Frequently, the Minister’s actions are influenced by powerful figures, or he acts of his own accord in pursuit of personal gain. Like Denis Sandy, Turad Senesie has been involved in unlawfully seizing the legitimate properties of numerous individuals, either for his own enrichment or to curry favor with his superiors and influencers. Turad’s relentless pursuit of land reclamation is evident in his consistent targeting of individuals, particularly those with whom he shares no familial, social, or political ties. He finds comfort in such actions.
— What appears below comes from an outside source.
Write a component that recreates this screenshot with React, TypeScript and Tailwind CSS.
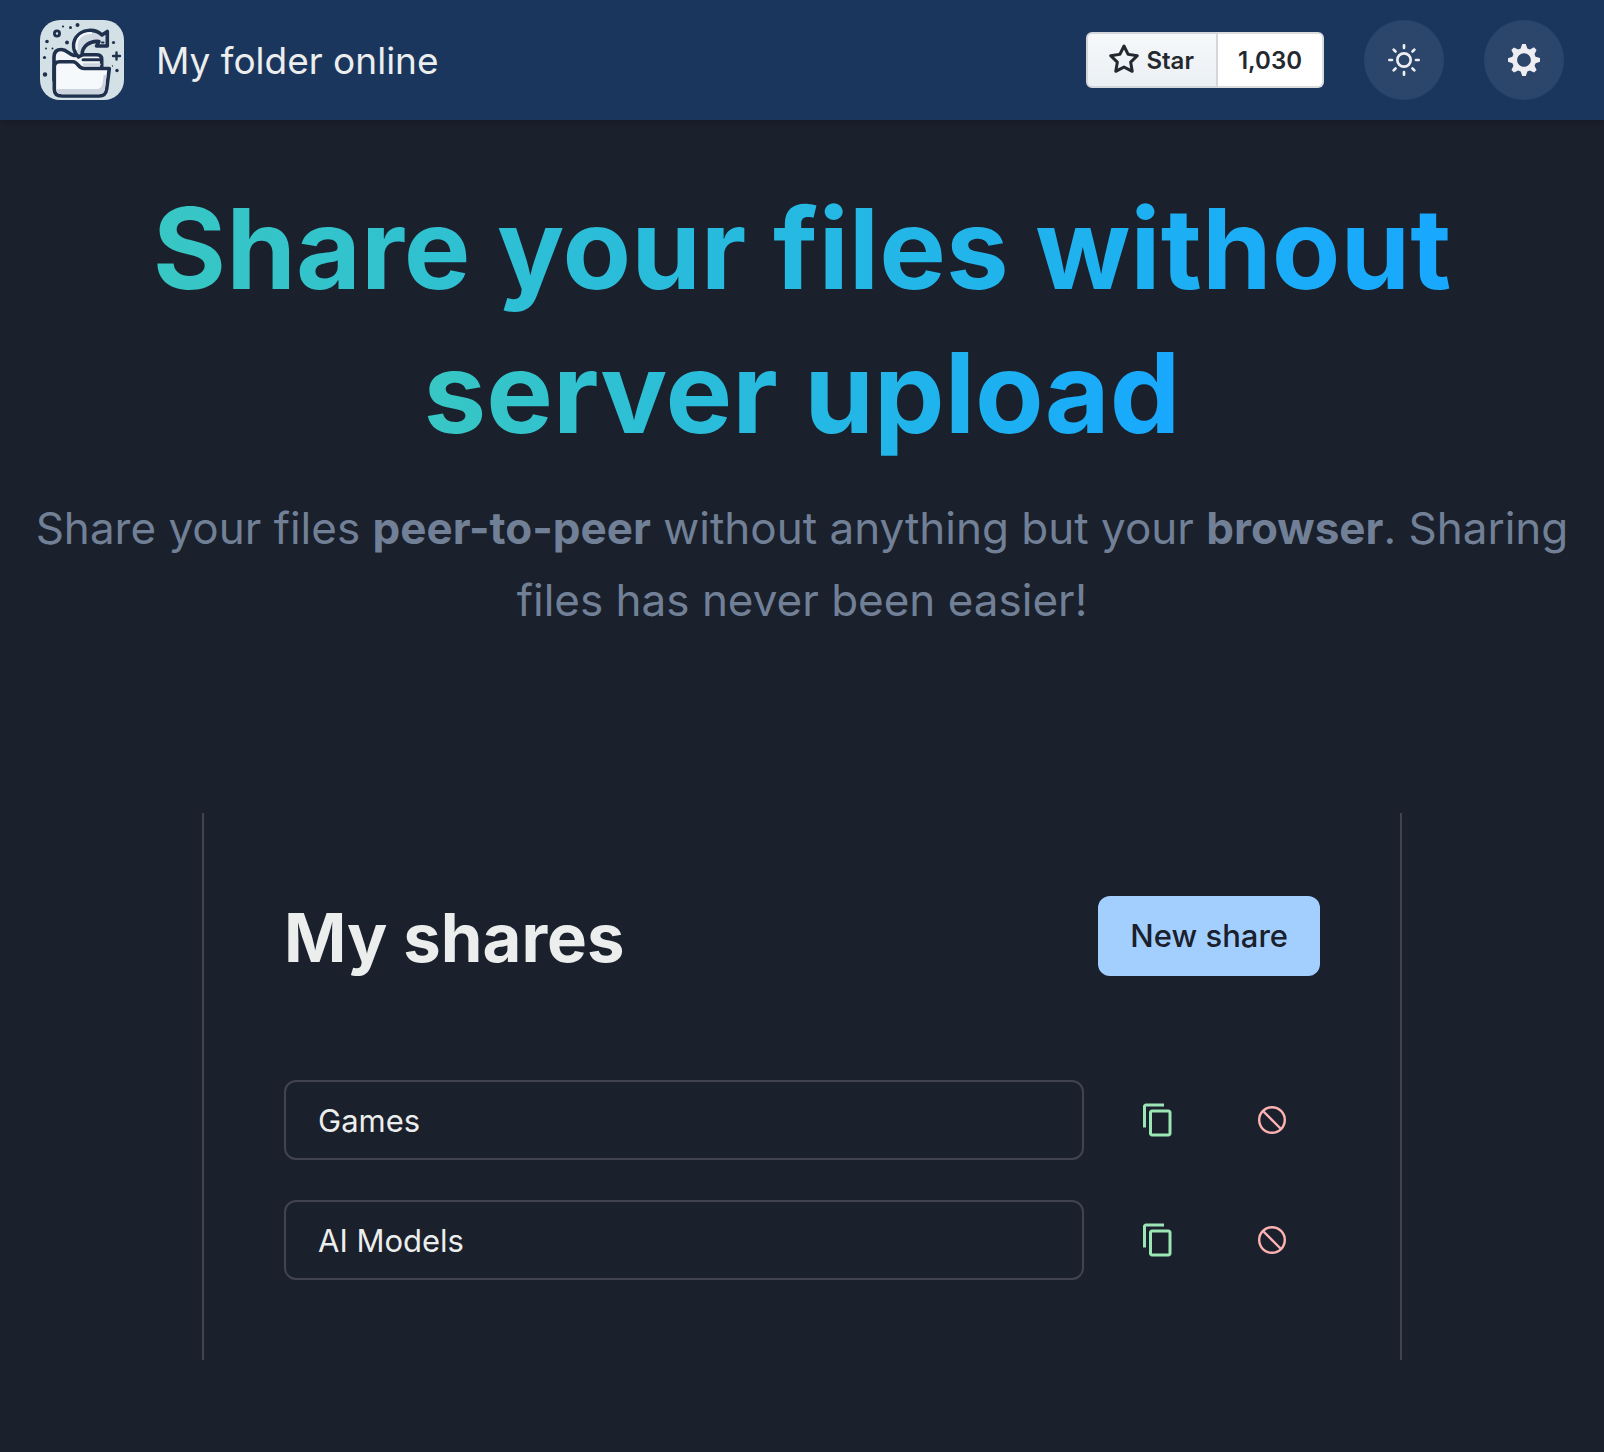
import React from "react";
import { MdContentCopy } from "react-icons/md";

function Logo() {
  return (
    <svg width="84" height="80" viewBox="0 0 84 80" role="img" aria-label="My folder online" className="shrink-0">
      <rect width="84" height="80" rx="20" fill="#d3e0e6" />
      <g fill="#20314e">
        <circle cx="23" cy="6.5" r="1.1" />
        <circle cx="30.5" cy="7.5" r="1.5" />
        <circle cx="37.5" cy="5" r="2" />
        <circle cx="7" cy="21.5" r="1.8" />
        <circle cx="6" cy="28.5" r="1" />
        <circle cx="12.5" cy="28.5" r="1" />
        <circle cx="4.5" cy="37.5" r="1.6" />
        <circle cx="5" cy="54.5" r="2.2" />
        <circle cx="27" cy="22.5" r="2" />
        <circle cx="73.5" cy="22.5" r="1.6" />
        <circle cx="77" cy="50.5" r="1.7" />
        <circle cx="72.5" cy="46" r="0.7" />
      </g>
      <circle cx="17" cy="13.5" r="2.6" fill="none" stroke="#20314e" strokeWidth="2.8" />
      <path d="M76.5 32.5v7M73 36h7" stroke="#20314e" strokeWidth="2.4" strokeLinecap="round" />
      <g stroke="#20314e" strokeWidth="3.6" strokeLinejoin="round" strokeLinecap="round">
        <path d="M14 60V37C14 32 17 29.5 21.5 29.5C27 29.5 28.5 34.5 34 35.5L42 34.7H57C60 34.7 61.7 36.5 61.7 39.5V50H30z" fill="#f2f6f8" />
        <path d="M43 39.7H60" strokeWidth="3" />
        <path d="M44 44.5H59.5" stroke="#c9d3de" strokeWidth="2.4" />
        <path d="M38.5 37C32.5 31 32.5 23 36 17.5C41.5 9 55 8 62 15L67.3 11.5V26H56.5L59 21.5C50 20.5 42 26 42 35z" fill="#d0d8e2" />
        <path d="M36.7 29C35.5 18 42 13 51 13" stroke="#f5f9fb" strokeWidth="2.2" fill="none" />
        <path d="M14.3 47C14.3 43.5 16 41.7 19.5 41.7H33C38 41.7 38 48.5 44 48.5H69.3L66.7 69C66 74 64 76 59 76H22C16.5 76 14.3 73 14.3 69z" fill="#f5f9fb" />
      </g>
      <path d="M62 22.5h1.5" stroke="#20314e" strokeWidth="2" strokeLinecap="round" />
      <path d="M16.2 69H57C62 69 63 64 63.5 55H66.5L65 68.5C64.4 72.5 62.5 74.2 59 74.2H22C18 74.2 16.2 72.5 16.2 69z" fill="#ccd4df" />
    </svg>
  );
}

function SunIcon() {
  return (
    <svg width="32" height="32" viewBox="0 0 24 24" fill="none" stroke="currentColor" strokeWidth="2" strokeLinecap="round" strokeLinejoin="round" aria-hidden="true">
      <circle cx="12" cy="12" r="5" />
      <path d="M12 1v2M12 21v2M4.22 4.22l1.42 1.42M18.36 18.36l1.42 1.42M1 12h2M21 12h2M4.22 19.78l1.42-1.42M18.36 5.64l1.42-1.42" />
    </svg>
  );
}

function GearIcon() {
  return (
    <svg width="32" height="32" viewBox="0 0 14 14" fill="currentColor" aria-hidden="true">
      <path d="M14,7.77 L14,6.17 L12.06,5.53 L11.61,4.44 L12.49,2.6 L11.36,1.47 L9.55,2.38 L8.46,1.93 L7.77,0.01 L6.17,0.01 L5.54,1.95 L4.43,2.4 L2.59,1.52 L1.46,2.65 L2.37,4.46 L1.92,5.55 L0,6.23 L0,7.82 L1.94,8.46 L2.39,9.55 L1.51,11.39 L2.64,12.52 L4.45,11.61 L5.54,12.06 L6.23,13.98 L7.82,13.98 L8.45,12.04 L9.56,11.59 L11.4,12.47 L12.53,11.34 L11.61,9.53 L12.08,8.44 L14,7.75 L14,7.77 Z M7,10 C5.34,10 4,8.66 4,7 C4,5.34 5.34,4 7,4 C8.66,4 10,5.34 10,7 C10,8.66 8.66,10 7,10 Z" />
    </svg>
  );
}

function StarIcon() {
  return (
    <svg width="32" height="32" viewBox="0 0 16 16" fill="currentColor" aria-hidden="true">
      <path d="M8 .25a.75.75 0 0 1 .673.418l1.882 3.815 4.21.612a.75.75 0 0 1 .416 1.279l-3.046 2.97.719 4.192a.751.751 0 0 1-1.088.791L8 12.347l-3.766 1.98a.75.75 0 0 1-1.088-.79l.72-4.194L.818 6.374a.75.75 0 0 1 .416-1.28l4.21-.611L7.327.668A.75.75 0 0 1 8 .25Zm0 2.445L6.615 5.5a.75.75 0 0 1-.564.41l-3.097.45 2.24 2.184a.75.75 0 0 1 .216.664l-.528 3.084 2.769-1.456a.75.75 0 0 1 .698 0l2.77 1.456-.53-3.084a.75.75 0 0 1 .216-.664l2.24-2.183-3.096-.45a.75.75 0 0 1-.564-.41L8 2.694Z" />
    </svg>
  );
}

function BanIcon() {
  return (
    <svg width="28" height="28" viewBox="0 0 28 28" fill="none" stroke="currentColor" strokeWidth="2.4" aria-hidden="true">
      <circle cx="14" cy="14" r="12.8" />
      <path d="M5 5l18 18" />
    </svg>
  );
}

const shares = ["Games", "AI Models"];

export default function App() {
  return (
    <div className="min-h-screen bg-[#1a202c] font-['Inter',sans-serif] text-[#eceeed]">
      <header className="flex h-[120px] items-center gap-10 bg-[#1a365d] px-10 shadow-md">
        <a href="#" className="flex items-center gap-8">
          <Logo />
          <span className="pt-0.5 text-[37px] leading-[60px]">My folder online</span>
        </a>
        <div className="ml-auto flex h-14 text-2xl leading-8 font-semibold text-[#24292f]">
          <a href="#star" className="flex items-center gap-1.5 rounded-l-md border-2 border-[#d3d7db] bg-gradient-to-b from-[#f6f8fa] to-[#ebf0f4] px-5">
            <StarIcon />
            <span className="pt-0.5 pr-0.5">Star</span>
          </a>
          <a href="#stargazers" className="flex items-center rounded-r-md border-2 border-l-0 border-[#d9dbdd] bg-white px-5 pt-0.5">1,030</a>
        </div>
        <button type="button" aria-label="Toggle color mode" className="flex size-20 items-center justify-center rounded-full bg-[#2c456a] text-[#eeeef2]">
          <SunIcon />
        </button>
        <button type="button" aria-label="Settings" className="flex size-20 items-center justify-center rounded-full bg-[#2c456a] text-[#eeeef2]">
          <GearIcon />
        </button>
      </header>

      <main className="px-8 pt-14">
        <div className="text-center">
          <h1 className="text-[112px] leading-[144px] font-bold">
            <span className="block">
              <span className="bg-gradient-to-r from-[#38c7c3] to-[#18a8ff] bg-clip-text text-transparent">Share your files without</span>
            </span>
            <span className="block">
              <span className="bg-gradient-to-r from-[#38c7c3] to-[#18a8ff] bg-clip-text text-transparent">server upload</span>
            </span>
          </h1>
          <p className="mt-7 text-[44px] leading-[72px] text-[#718096]">
            Share your files <strong>peer-to-peer</strong> without anything but your <strong>browser</strong>. Sharing files has never been easier!
          </p>
        </div>

        <section className="mx-auto mt-[177px] max-w-[1200px] border-x-2 border-[#41444e] p-20">
          <div className="flex items-center justify-between">
            <h2 className="pt-1 text-[67px] leading-[82px] font-bold">My shares</h2>
            <button type="button" className="h-20 rounded-xl bg-[#a3cfff] px-8 text-[31px] leading-10 font-medium text-[#1a202c]">New share</button>
          </div>
          <ul className="mt-[101px] flex flex-col gap-10">
            {shares.map((name) => (
              <li key={name} className="flex items-center">
                <input aria-label="Share name" readOnly value={name} className="h-20 min-w-0 flex-1 rounded-xl border-2 border-[#41444e] bg-transparent px-8 text-[31px] leading-10" />
                <button type="button" aria-label={`Copy link to ${name}`} className="ml-[34px] flex size-20 items-center justify-center text-[#9ae6b4]">
                  <MdContentCopy size={36} />
                </button>
                <button type="button" aria-label={`Stop sharing ${name}`} className="mr-2 ml-[34px] flex size-20 items-center justify-center text-[#feb2b2]">
                  <BanIcon />
                </button>
              </li>
            ))}
          </ul>
        </section>
      </main>
    </div>
  );
}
Most recently, Turad employed his land reclamation strategies to exploit the properties of Sierra Leonean citizens living abroad, including Alpha Conteh, a resident of the United States of America. In 2019, Alpha and his family acquired acres of land in Tokeh Village through Alhaji Slowe, the former Tokeh Headman. Prior to finalizing the land transaction, Alpha conducted due diligence on the property’s status and ownership at the Ministry of Lands. The Ministry confirmed that the land belonged to Alhaji Slowe and was privately owned.

All documentation was verified before the land deal was completed between Alhaji Slowe and the Conteh Family. A year later, a Ministry of Lands official, Mr. Noah, approached the Conteh Family and asserted that the land was state-owned, proposing that Alpha Conteh share half of the property with him to reach a compromise. Alpha Conteh refused to comply with Mr. Noah’s demands, prompting Mr. Noah to involve the Ministry’s team, including the Minister, in demolishing the Conteh property’s perimeter fence, incurring substantial costs. The Ministry seized the land from the Conteh family and distributed it among various individuals, some of whom have already begun constructing structures on the land. Unverified reports suggest that the beneficiaries of the Tokeh land are closely connected to the First Family.

In an interview with the press, Alpha Conteh, the claimant of the land and a Sierra Leonean residing in the United States, detailed the events surrounding his land purchase in 2019, the encounter with a Ministry of Lands official a year later, and the subsequent developments. Alpha explained that everything proceeded smoothly initially, until rumors surfaced claiming that the land was state-owned.

Upon hearing these rumors, Alpha promptly traveled to Sierra Leone to address the situation and presented his documentation to dispel any doubts. Initially approached by Mr. Noah from the Ministry of Lands, who suggested a compromise to Alpha, Alpha declined the offer. He then met with the Minister of Lands to provide evidence of his land ownership, but the Minister dismissed his claims, stating that “all lands in Sierra Leone are state-owned unless specifically granted by the government.” Following this failed attempt, the Minister reclaimed the Conteh family’s land and distributed it to individuals suspected of offering substantial sums for ownership.

Recently, an investigation by the press sought to verify the status of the land in question. Despite multiple attempts to reach the Minister for comment on the ongoing investigation, it became evident that the Minister had distributed the land to several individuals with alleged connections to those in power. The land was allocated to senior police officers and influential figures within the government, thereby depriving the Conteh family of their rightful property.

The new beneficiaries are erecting permanent structures on the land, with photographic evidence showing various construction projects and materials being transported to the sites. The Conteh family has taken their case to court to challenge the Lands Minister’s decision, and prospective buyers of the Conteh family land are advised to exercise caution.